La ragione della cosiddetta scristianizzazione io lo vedo solo lì. Non è vero che non si è più cristiani perché il mondo è ateo. Anche se oggi io preferirei definirlo pagano più che ateo. E l’esperienza di Paolo e dei primi cristiani non ci insegna più nulla? Loro sono andati tra i pagani e lì è iniziata l’esperienza del cristianesimo. I primi cristiani hanno avuto problemi con gli ebrei convertiti più che con i pagani, perché gli ebrei avevano già la loro religione da cui facevano fatica a staccarsi. Oggi si può dire la stessa cosa: i cristiani che vivono la missione si trovano in mezzo ai nuovi pagani, che non sono altro che i cristiani diventati pagani. Per questo la missione è difficile. Ma io non direi mai che il mondo è sordo alla fede.
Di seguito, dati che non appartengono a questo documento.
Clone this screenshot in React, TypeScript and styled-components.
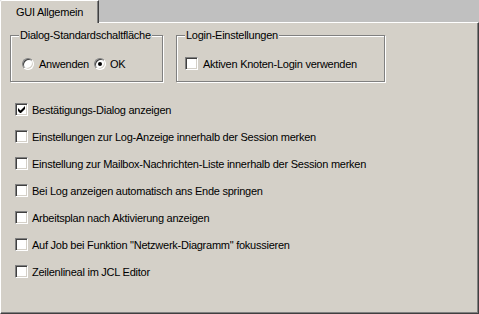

Direi piuttosto che è sordo a certe pratiche religiose che non dicono più nulla, ma non alla fede”.

I giovani hanno fame di Dio?

“Certo che ne hanno fame, come tutti. Basterebbe guardare non superficialmente quello che è accaduto a Lisbona ad agosto scorso. Più di 1.000.000 di giovani, accorsi lì da tutto il mondo, per ascoltare un vecchio papa ultraottantenne. E’ chiaro che la fame di Dio non si vede solo lì. Uno ha fame di Dio quando si accorge che la vita gli va stretta, anche se non lo capisce. Siamo soliti puntare il dito contro i giovani perché si drogano e vanno in cerca dello sballo: ma non è fame di Dio quella?

Il problema è che non trovano nessuno in grado di ascoltare quella fame e dare il nutrimento necessario. I giovani che abbandonano la scuola è in crescente aumento – almeno secondo le statistiche. Ci domandiamo mai perché? Non è forse perché non trovano adulti (genitori e insegnanti) capaci di ascoltarli e di amarli? Se io non ascolto un grido o faccio finta di non sentire, come posso rispondere?”